Required work
Extract each line containing the string "this".

═══ Listed records

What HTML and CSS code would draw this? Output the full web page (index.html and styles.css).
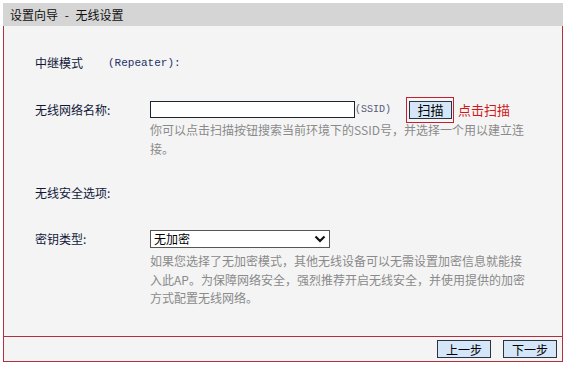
FILE: index.html
```html
<!DOCTYPE html>
<html lang="zh-CN">
<head>
<meta charset="utf-8">
<link rel="stylesheet" href="styles.css">
</head>
<body>
<div class="wrap">
  <div class="title">设置向导 - 无线设置</div>
  <div class="panel">
    <div class="content">
      <div class="row r1"><span class="lab lab-mode">中继模式</span><span class="mono navy">(Repeater):</span></div>
      <div class="row r2">
        <span class="lab">无线网络名称:</span>
        <input class="ssid" type="text">
        <span class="mono gray ssidtag">(SSID)</span>
        <span class="scanbox"><button class="btn scan">扫描</button></span>
        <span class="red">点击扫描</span>
      </div>
      <div class="hint h1">你可以点击扫描按钮搜索当前环境下的SSID号，并选择一个用以建立连<br>接。</div>
      <div class="row r3"><span class="lab">无线安全选项:</span></div>
      <div class="row r4">
        <span class="lab">密钥类型:</span>
        <span class="selwrap">
          <select class="sel"><option>无加密</option></select>
          <svg class="chev" width="12" height="8" viewBox="0 0 12 8"><path d="M1.5 1.5 L6 6 L10.5 1.5" fill="none" stroke="#111" stroke-width="2.2"/></svg>
        </span>
      </div>
      <div class="hint h2">如果您选择了无加密模式，其他无线设备可以无需设置加密信息就能接<br>入此AP。为保障网络安全，强烈推荐开启无线安全，并使用提供的加密<br>方式配置无线网络。</div>
    </div>
    <div class="footer">
      <button class="btn step">上一步</button>
      <button class="btn step">下一步</button>
    </div>
  </div>
</div>
</body>
</html>
```

FILE: styles.css
```css
html, body {
  margin: 0;
  padding: 0;
  background: #ffffff;
}
body {
  font-family: "Noto Sans CJK SC", "Noto Sans", sans-serif;
  font-size: 12px;
  color: #1a1a3a;
}
.wrap {
  margin: 3px 0 0 3px;
  width: 560px;
}
.title {
  background: #d5d5d5;
  height: 23px;
  line-height: 23px;
  padding-left: 7px;
  font-size: 12px;
  word-spacing: 4px;
  color: #111;
}
.panel {
  background: #f4f4f4;
  border-left: 1px solid #b03040;
  border-right: 1px solid #b03040;
  border-bottom: 1px solid #b03040;
}
.content {
  height: 310px;
  padding-left: 31px;
  overflow: hidden;
}
.row {
  display: flex;
  align-items: center;
  height: 18px;
  line-height: 18px;
}
.lab {
  width: 115px;
  flex: none;
  color: #10183a;
}
.lab-mode {
  width: 73px;
}
.mono {
  font-family: "Liberation Mono", "DejaVu Sans Mono", monospace;
  font-size: 11px;
}
.ssidtag {
  font-size: 10px;
}
.navy { color: #23306a; }
.gray { color: #555a78; }
.r1 { margin-top: 28px; }
.r2 { margin-top: 29px; height: 17px; }
.ssid {
  width: 205px;
  height: 17px;
  box-sizing: border-box;
  border: 1px solid #1c2430;
  background: #fff;
  margin: 0;
  padding: 0;
}
.scanbox {
  margin: 0 0 0 15px;
  border: 1px solid #c02030;
  padding: 3px 1px 3px 2px;
  display: flex;
}
.btn {
  font-family: "Noto Sans CJK SC", sans-serif;
  font-size: 12px;
  background: #d5e6f8;
  border: 1px solid #2a3440;
  color: #000;
  margin: 0;
  padding: 0;
  line-height: 15px;
}
.scan {
  width: 43px;
  height: 18px;
  font-size: 13px;
}
.red {
  color: #d01818;
  font-size: 13px;
  margin-left: 4px;
}
.hint {
  color: #8a8a8a;
  margin-left: 115px;
  line-height: 19px;
}
.h1 { margin-top: 2px; }
.r3 { margin-top: 26px; }
.r4 { margin-top: 28px; }
.selwrap {
  position: relative;
  display: flex;
}
.sel {
  appearance: none;
  -webkit-appearance: none;
  width: 180px;
  height: 18px;
  box-sizing: border-box;
  border: 1px solid #555;
  background: #fff;
  font-family: "Noto Sans CJK SC", sans-serif;
  font-size: 12px;
  color: #000;
  padding: 0 0 0 3px;
  margin: 0;
  border-radius: 0;
  line-height: 16px;
}
.chev {
  position: absolute;
  right: 4px;
  top: 5px;
}
.h2 {
  margin-top: 4px;
  line-height: 18.5px;
}
.footer {
  border-top: 1px solid #b03040;
  height: 24px;
  display: flex;
  justify-content: flex-end;
  align-items: center;
  gap: 12px;
  padding-right: 5px;
}
.step {
  width: 54px;
  height: 18px;
}
```
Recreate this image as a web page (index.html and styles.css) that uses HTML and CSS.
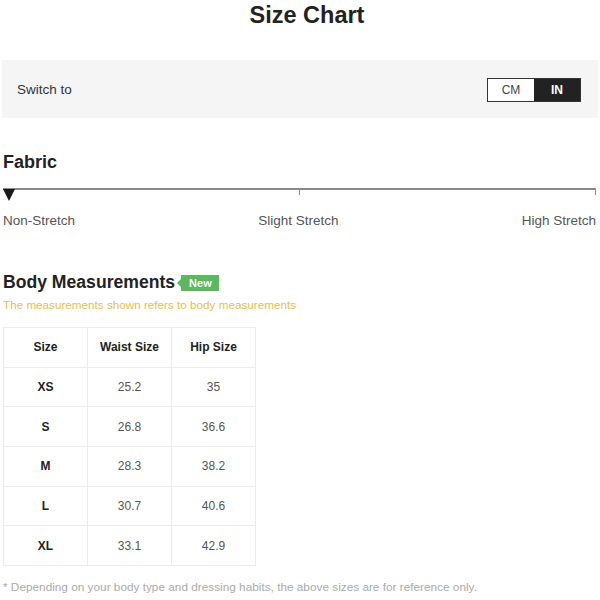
FILE: index.html
```html
<!DOCTYPE html>
<html>
<head>
<meta charset="utf-8">
<link rel="stylesheet" href="styles.css">
</head>
<body>
<div class="page">
  <h1 class="title">Size Chart</h1>
  <div class="switch-bar">
    <span class="switch-label">Switch to</span>
    <div class="toggle">
      <span class="opt">CM</span>
      <span class="opt active">IN</span>
    </div>
  </div>

  <h2 class="section-title fabric-title">Fabric</h2>
  <div class="slider">
    <div class="track">
      <span class="tick mid"></span>
      <span class="tick end"></span>
      <span class="marker"></span>
    </div>
    <div class="slider-labels">
      <span>Non-Stretch</span>
      <span>Slight Stretch</span>
      <span>High Stretch</span>
    </div>
  </div>

  <div class="body-head">
    <h2 class="section-title">Body Measurements</h2>
    <span class="badge">New</span>
  </div>
  <p class="note">The measurements shown refers to body measurements</p>

  <table class="chart">
    <thead>
      <tr><th>Size</th><th>Waist Size</th><th>Hip Size</th></tr>
    </thead>
    <tbody>
      <tr><th>XS</th><td>25.2</td><td>35</td></tr>
      <tr><th>S</th><td>26.8</td><td>36.6</td></tr>
      <tr><th>M</th><td>28.3</td><td>38.2</td></tr>
      <tr><th>L</th><td>30.7</td><td>40.6</td></tr>
      <tr><th>XL</th><td>33.1</td><td>42.9</td></tr>
    </tbody>
  </table>

  <p class="footnote">* Depending on your body type and dressing habits, the above sizes are for reference only.</p>
</div>
</body>
</html>
```

FILE: styles.css
```css
* { box-sizing: border-box; }
html, body { margin: 0; padding: 0; background: #fff; }
body {
  font-family: "Liberation Sans", Arial, sans-serif;
  color: #222;
}
.page {
  width: 600px;
  padding: 0 2px;
}
.title {
  margin: 0;
  padding: 1px 0 0 14px;
  font-size: 23.5px;
  line-height: 28px;
  font-weight: bold;
  text-align: center;
  color: #222;
}
.switch-bar {
  margin-top: 31px;
  height: 58px;
  background: #f5f5f5;
  display: flex;
  align-items: center;
  justify-content: space-between;
  padding: 1px 17px 0 15px;
}
.switch-label {
  font-size: 13.5px;
  color: #333;
}
.toggle {
  display: flex;
  border: 1px solid #333;
  height: 24px;
}
.opt {
  width: 46px;
  display: flex;
  align-items: center;
  justify-content: center;
  font-size: 12px;
  color: #444;
  background: #fff;
}
.opt.active {
  background: #222;
  color: #fff;
  font-weight: bold;
}
.section-title {
  margin: 0;
  font-size: 18px;
  line-height: 22px;
  font-weight: bold;
  color: #222;
}
.fabric-title {
  margin-top: 33px;
  padding-left: 1px;
}
.slider {
  margin-top: 15px;
  padding: 0 2px 0 1px;
}
.track {
  position: relative;
  height: 2px;
  background: #8a8a8a;
}
.tick {
  position: absolute;
  top: 0;
  width: 1px;
  height: 7px;
  background: #8a8a8a;
}
.tick.mid { left: 296px; }
.tick.end { right: 0; }
.marker {
  position: absolute;
  left: 0;
  top: 1px;
  width: 0;
  height: 0;
  border-left: 6px solid transparent;
  border-right: 6px solid transparent;
  border-top: 12px solid #1a1a1a;
}
.slider-labels {
  margin-top: 23px;
  display: flex;
  justify-content: space-between;
  font-size: 13.5px;
  line-height: 16px;
  color: #555;
}
.body-head {
  margin-top: 42px;
  display: flex;
  align-items: center;
  padding-left: 1px;
}
.body-head .section-title { font-size: 17.6px; }
.badge {
  position: relative;
  margin-left: 6px;
  background: #5bb85d;
  color: #fff;
  font-size: 11px;
  font-weight: bold;
  line-height: 16px;
  height: 16px;
  padding: 0 7px 0 8px;
  margin-top: 2px;
}
.badge::before {
  content: "";
  position: absolute;
  left: -4px;
  top: 4px;
  border-top: 4px solid transparent;
  border-bottom: 4px solid transparent;
  border-right: 4px solid #5bb85d;
}
.note {
  margin: 4px 0 0;
  padding-left: 1px;
  font-size: 11.7px;
  line-height: 16px;
  color: #e5c04a;
}
.chart {
  margin-top: 14px;
  margin-left: 1px;
  border-collapse: collapse;
  font-size: 12px;
}
.chart th, .chart td {
  width: 84px;
  height: 39.7px;
  border: 1px solid #ececec;
  text-align: center;
  padding: 0;
}
.chart th { font-weight: bold; color: #222; }
.chart td { color: #555; }
.footnote {
  margin: 13px 0 0;
  padding-left: 1px;
  font-size: 11.8px;
  line-height: 16px;
  color: #aaa;
}
```
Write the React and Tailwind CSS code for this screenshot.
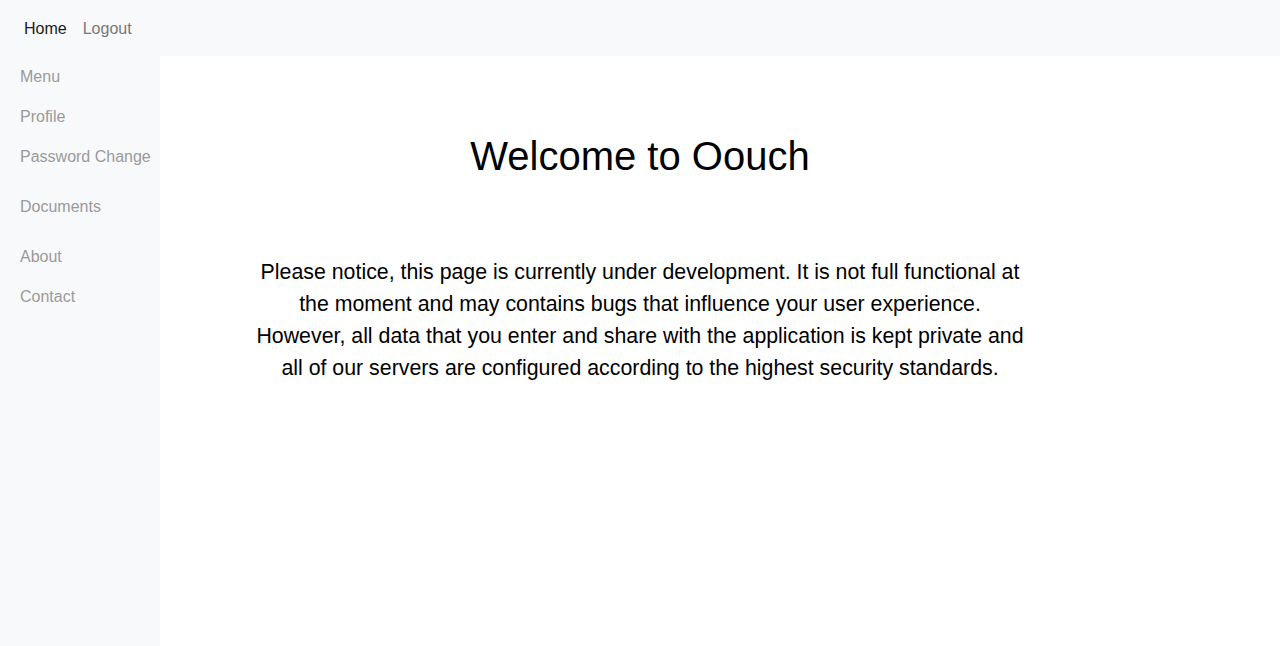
export default function App() {
  const font = { fontFamily: '"Liberation Sans", Arial, sans-serif' };
  return (
    <div className="min-h-[646px] flex flex-col bg-white" style={font}>
      <nav className="h-[56px] bg-[#f8f9fa] flex items-center px-4 pt-[2px] text-[16px] leading-6">
        <a className="px-2 text-[#1a1a1a]">Home</a>
        <a className="px-2 text-[#777777]">Logout</a>
      </nav>
      <div className="flex flex-1">
        <aside className="w-[160px] bg-[#f8f9fa] pt-[1px] min-h-[590px] text-[16px] leading-6 text-[#9a9a9a]">
          <div className="px-5 py-2">Menu</div>
          <div className="px-5 py-2">Profile</div>
          <div className="px-5 py-2 whitespace-nowrap">Password Change</div>
          <div className="px-5 py-2 mt-[10px]">Documents</div>
          <div className="px-5 py-2 mt-[10px]">About</div>
          <div className="px-5 py-2">Contact</div>
        </aside>
        <main className="flex-1 pr-[160px] flex flex-col items-center">
          <h1 className="mt-[76px] text-[40px] leading-[48px] text-black">Welcome to Oouch</h1>
          <p className="mt-[76px] w-[770px] text-center text-[21.33px] leading-8 text-black">
            Please notice, this page is currently under development. It is not full functional at the moment and may contains bugs that influence your user experience. However, all data that you enter and share with the application is kept private and all of our servers are configured according to the highest security standards.
          </p>
        </main>
      </div>
    </div>
  );
}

══════

Solution below
What HTML and CSS code would draw this? Output the full web page (index.html and styles.css).
Recreate this image as a web page (index.html and styles.css) that uses HTML and CSS.
Write the React and Tailwind CSS code for this screenshot.
            Please notice, this page is currently under development. It is not full functional at the moment and may contains bugs that influence your user experience. However, all data that you enter and share with the application is kept private and all of our servers are configured according to the highest security standards.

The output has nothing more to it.